PROBLEM STATEMENT
Exclude the pictures and reproduce the remaining data exactly as written.

____

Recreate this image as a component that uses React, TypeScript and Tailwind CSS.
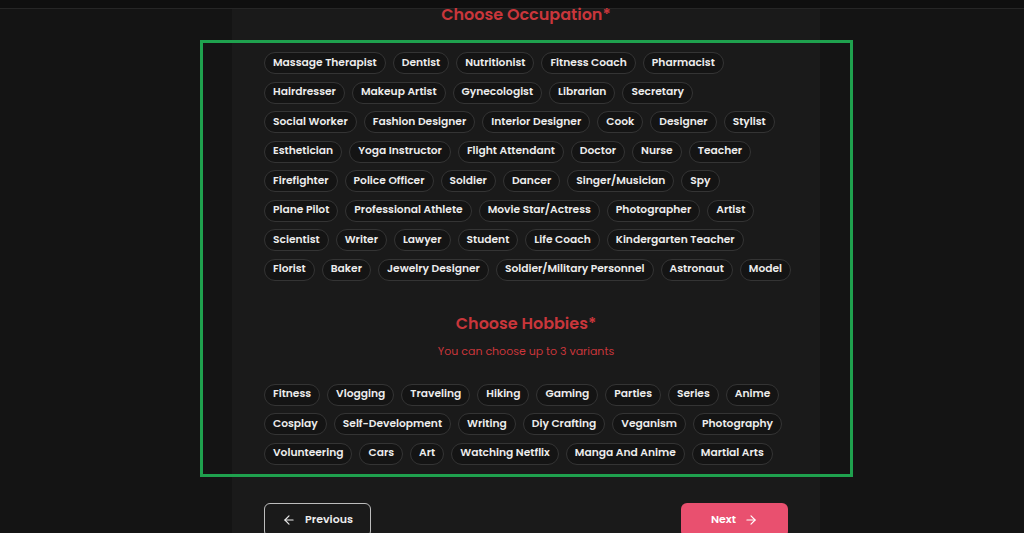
import { ArrowLeft, ArrowRight } from "lucide-react"

const occupationRows: string[][] = [
  ["Massage Therapist", "Dentist", "Nutritionist", "Fitness Coach", "Pharmacist"],
  ["Hairdresser", "Makeup Artist", "Gynecologist", "Librarian", "Secretary"],
  ["Social Worker", "Fashion Designer", "Interior Designer", "Cook", "Designer", "Stylist"],
  ["Esthetician", "Yoga Instructor", "Flight Attendant", "Doctor", "Nurse", "Teacher"],
  ["Firefighter", "Police Officer", "Soldier", "Dancer", "Singer/Musician", "Spy"],
  ["Plane Pilot", "Professional Athlete", "Movie Star/Actress", "Photographer", "Artist"],
  ["Scientist", "Writer", "Lawyer", "Student", "Life Coach", "Kindergarten Teacher"],
  ["Florist", "Baker", "Jewelry Designer", "Soldier/Military Personnel", "Astronaut", "Model"],
]

const hobbyRows: string[][] = [
  ["Fitness", "Vlogging", "Traveling", "Hiking", "Gaming", "Parties", "Series", "Anime"],
  ["Cosplay", "Self-Development", "Writing", "Diy Crafting", "Veganism", "Photography"],
  ["Volunteering", "Cars", "Art", "Watching Netflix", "Manga And Anime", "Martial Arts"],
]

function Chip({ label }: { label: string }) {
  return (
    <button className="h-[22px] shrink-0 whitespace-nowrap rounded-full border border-[#343434] bg-[#141414] px-[8px] text-[10.7px] font-semibold leading-none text-[#ececec]">
      {label}
    </button>
  )
}

function ChipRows({ rows }: { rows: string[][] }) {
  return (
    <div className="flex flex-col gap-y-[7.5px]">
      {rows.map((row, i) => (
        <div key={i} className="flex gap-x-[7px]">
          {row.map((label) => (
            <Chip key={label} label={label} />
          ))}
        </div>
      ))}
    </div>
  )
}

export default function App() {
  return (
    <div
      className="relative h-[533px] w-[1024px] overflow-hidden bg-[#141414]"
      style={{ fontFamily: "Poppins, Inter, 'Noto Sans', sans-serif" }}
    >
      <div className="h-[9px] border-b border-[#262626] bg-[#0f0f0f]" />

      <div className="ml-[232px] flex h-[524px] w-[588px] flex-col bg-[#1a1a1a] px-8">
        <h2 className="mt-[-2px] text-center text-[16px] font-semibold leading-[16px] text-[#c9363b]">
          Choose Occupation*
        </h2>

        <div className="mt-[29px]">
          <ChipRows rows={occupationRows} />
        </div>

        <h2 className="mt-[35px] text-center text-[16px] font-semibold leading-[16px] text-[#c9363b]">
          Choose Hobbies*
        </h2>
        <p className="mt-[13px] text-center text-[11px] leading-[12px] text-[#c9363b]">
          You can choose up to 3 variants
        </p>

        <div className="mt-[27px]">
          <ChipRows rows={hobbyRows} />
        </div>

        <div className="mt-[38px] flex items-start justify-between">
          <button className="flex h-[34px] w-[107px] items-center justify-center gap-[9px] rounded-[6px] border border-[#bdbdbd] text-[11px] font-semibold leading-none text-[#ececec]">
            <ArrowLeft size={14} strokeWidth={2} />
            Previous
          </button>
          <button className="flex h-[34px] w-[107px] items-center justify-center gap-[8px] rounded-[6px] bg-[#e9506f] text-[11px] font-semibold leading-none text-white">
            Next
            <ArrowRight size={14} strokeWidth={2} />
          </button>
        </div>
      </div>

      <div className="pointer-events-none absolute left-[200px] top-[40px] h-[437px] w-[653px] border-[3px] border-[#1fa14e]" />
    </div>
  )
}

____

EXERCISE ANSWER
Recreate this image as a component that uses React, TypeScript and Tailwind CSS.
import { ArrowLeft, ArrowRight } from "lucide-react"

const occupationRows: string[][] = [
  ["Massage Therapist", "Dentist", "Nutritionist", "Fitness Coach", "Pharmacist"],
  ["Hairdresser", "Makeup Artist", "Gynecologist", "Librarian", "Secretary"],
  ["Social Worker", "Fashion Designer", "Interior Designer", "Cook", "Designer", "Stylist"],
  ["Esthetician", "Yoga Instructor", "Flight Attendant", "Doctor", "Nurse", "Teacher"],
  ["Firefighter", "Police Officer", "Soldier", "Dancer", "Singer/Musician", "Spy"],
  ["Plane Pilot", "Professional Athlete", "Movie Star/Actress", "Photographer", "Artist"],
  ["Scientist", "Writer", "Lawyer", "Student", "Life Coach", "Kindergarten Teacher"],
  ["Florist", "Baker", "Jewelry Designer", "Soldier/Military Personnel", "Astronaut", "Model"],
]

const hobbyRows: string[][] = [
  ["Fitness", "Vlogging", "Traveling", "Hiking", "Gaming", "Parties", "Series", "Anime"],
  ["Cosplay", "Self-Development", "Writing", "Diy Crafting", "Veganism", "Photography"],
  ["Volunteering", "Cars", "Art", "Watching Netflix", "Manga And Anime", "Martial Arts"],
]

function Chip({ label }: { label: string }) {
  return (
    <button className="h-[22px] shrink-0 whitespace-nowrap rounded-full border border-[#343434] bg-[#141414] px-[8px] text-[10.7px] font-semibold leading-none text-[#ececec]">
      {label}
    </button>
  )
}

function ChipRows({ rows }: { rows: string[][] }) {
  return (
    <div className="flex flex-col gap-y-[7.5px]">
      {rows.map((row, i) => (
        <div key={i} className="flex gap-x-[7px]">
          {row.map((label) => (
            <Chip key={label} label={label} />
          ))}
        </div>
      ))}
    </div>
  )
}

export default function App() {
  return (
    <div
      className="relative h-[533px] w-[1024px] overflow-hidden bg-[#141414]"
      style={{ fontFamily: "Poppins, Inter, 'Noto Sans', sans-serif" }}
    >
      <div className="h-[9px] border-b border-[#262626] bg-[#0f0f0f]" />

      <div className="ml-[232px] flex h-[524px] w-[588px] flex-col bg-[#1a1a1a] px-8">
        <h2 className="mt-[-2px] text-center text-[16px] font-semibold leading-[16px] text-[#c9363b]">
          Choose Occupation*
        </h2>

        <div className="mt-[29px]">
          <ChipRows rows={occupationRows} />
        </div>

        <h2 className="mt-[35px] text-center text-[16px] font-semibold leading-[16px] text-[#c9363b]">
          Choose Hobbies*
        </h2>
        <p className="mt-[13px] text-center text-[11px] leading-[12px] text-[#c9363b]">
          You can choose up to 3 variants
        </p>

        <div className="mt-[27px]">
          <ChipRows rows={hobbyRows} />
        </div>

        <div className="mt-[38px] flex items-start justify-between">
          <button className="flex h-[34px] w-[107px] items-center justify-center gap-[9px] rounded-[6px] border border-[#bdbdbd] text-[11px] font-semibold leading-none text-[#ececec]">
            <ArrowLeft size={14} strokeWidth={2} />
            Previous
          </button>
          <button className="flex h-[34px] w-[107px] items-center justify-center gap-[8px] rounded-[6px] bg-[#e9506f] text-[11px] font-semibold leading-none text-white">
            Next
            <ArrowRight size={14} strokeWidth={2} />
          </button>
        </div>
      </div>

      <div className="pointer-events-none absolute left-[200px] top-[40px] h-[437px] w-[653px] border-[3px] border-[#1fa14e]" />
    </div>
  )
}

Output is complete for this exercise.